Current all-in battery costs are about $200/kWh. Daily global energy use is about 400 TWh. That would be an 80 trillion dollar battery for just one day of backup.
That just isn't feasible to build near term and it isn't even enough to prevent blackouts. Plus the current methods probably don't scale that far, so the cost is even higher.
Previous generation of nuclear reactors in France were built for less than 2 billion euros (constant euro) per GW (sorry it's in french, you can see the numbers here http://i-tese.cea.fr/_files/LettreItese18/ECLAIRAGES/REP.pdf on page 10). There were 50 reactors of three types (900, 1300 then 1450 GW). If we had kept this technology instead of losing the know-how and developing a new program, we could certainly build 1500 GW for those 3T. Don't know if any other country ever achieved such economy scale on its civil nuclear program, maybe South-Korea as like France they have only one nuclear company, and even more reactors per sites of few different models.
Finally and (slightly) anti-nuclear piece worth reading. Yes, solar is easy for capitalism, but I'm not sure building all those batteries is. Building smaller pre-fab nukes vs building larger battery arrays seem pretty close in terms of challenges.

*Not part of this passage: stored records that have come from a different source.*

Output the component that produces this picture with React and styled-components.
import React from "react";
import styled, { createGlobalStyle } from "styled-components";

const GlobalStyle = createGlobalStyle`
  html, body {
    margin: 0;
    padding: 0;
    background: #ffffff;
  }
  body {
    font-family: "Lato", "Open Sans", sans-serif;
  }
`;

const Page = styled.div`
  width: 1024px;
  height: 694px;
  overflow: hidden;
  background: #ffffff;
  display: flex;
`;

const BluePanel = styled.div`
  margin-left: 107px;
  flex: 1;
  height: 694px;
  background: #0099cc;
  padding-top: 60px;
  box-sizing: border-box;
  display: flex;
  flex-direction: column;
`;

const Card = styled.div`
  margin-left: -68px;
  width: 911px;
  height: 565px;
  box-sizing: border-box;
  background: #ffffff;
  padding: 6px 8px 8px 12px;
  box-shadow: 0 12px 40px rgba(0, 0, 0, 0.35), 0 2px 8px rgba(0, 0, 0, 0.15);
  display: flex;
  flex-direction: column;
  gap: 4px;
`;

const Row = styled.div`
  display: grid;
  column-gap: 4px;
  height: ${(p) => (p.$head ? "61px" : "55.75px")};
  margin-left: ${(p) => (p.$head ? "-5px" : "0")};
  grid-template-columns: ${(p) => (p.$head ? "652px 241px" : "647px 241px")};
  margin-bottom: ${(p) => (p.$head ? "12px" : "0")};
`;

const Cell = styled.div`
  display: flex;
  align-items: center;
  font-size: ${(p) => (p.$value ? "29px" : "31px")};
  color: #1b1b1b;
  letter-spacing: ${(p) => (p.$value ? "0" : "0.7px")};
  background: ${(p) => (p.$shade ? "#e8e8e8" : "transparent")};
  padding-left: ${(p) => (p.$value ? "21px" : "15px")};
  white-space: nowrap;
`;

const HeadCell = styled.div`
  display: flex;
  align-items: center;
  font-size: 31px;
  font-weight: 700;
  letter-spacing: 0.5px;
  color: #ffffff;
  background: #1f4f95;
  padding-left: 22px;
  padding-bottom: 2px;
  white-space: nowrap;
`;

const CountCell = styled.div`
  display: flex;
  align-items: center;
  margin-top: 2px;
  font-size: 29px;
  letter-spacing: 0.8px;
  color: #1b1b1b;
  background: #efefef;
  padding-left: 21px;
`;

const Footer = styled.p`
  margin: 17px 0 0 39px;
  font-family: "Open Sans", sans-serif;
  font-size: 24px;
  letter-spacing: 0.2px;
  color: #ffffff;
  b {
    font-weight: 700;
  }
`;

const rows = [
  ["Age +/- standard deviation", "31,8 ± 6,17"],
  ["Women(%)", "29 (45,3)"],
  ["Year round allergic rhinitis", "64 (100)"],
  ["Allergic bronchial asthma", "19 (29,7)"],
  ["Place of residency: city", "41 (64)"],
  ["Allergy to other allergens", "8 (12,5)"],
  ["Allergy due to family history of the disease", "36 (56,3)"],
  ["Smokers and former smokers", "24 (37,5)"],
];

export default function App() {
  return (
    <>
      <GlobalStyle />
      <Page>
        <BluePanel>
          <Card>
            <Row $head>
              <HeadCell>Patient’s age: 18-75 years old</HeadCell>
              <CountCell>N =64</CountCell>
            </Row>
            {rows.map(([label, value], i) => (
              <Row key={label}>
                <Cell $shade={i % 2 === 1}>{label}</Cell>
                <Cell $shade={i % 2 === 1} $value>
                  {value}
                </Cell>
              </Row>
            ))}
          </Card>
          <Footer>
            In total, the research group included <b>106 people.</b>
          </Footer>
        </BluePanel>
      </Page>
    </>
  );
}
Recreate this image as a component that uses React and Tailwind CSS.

You don't have a citation on "$3T would buy 200 GW of nuclear power plants", and I very much doubt that extrapolation, because if any sane planner got the $3T budget, the first thing they would do is invest heavily in pre-fab.
It's all relative. Yes, a $3T order for nuclear would reduce costs. But a $3T order for batteries would also reduce their cost. Which would reduce more? I posit the batteries.
$3T would buy 200 GW of nuclear power plants, about 3% of what's needed.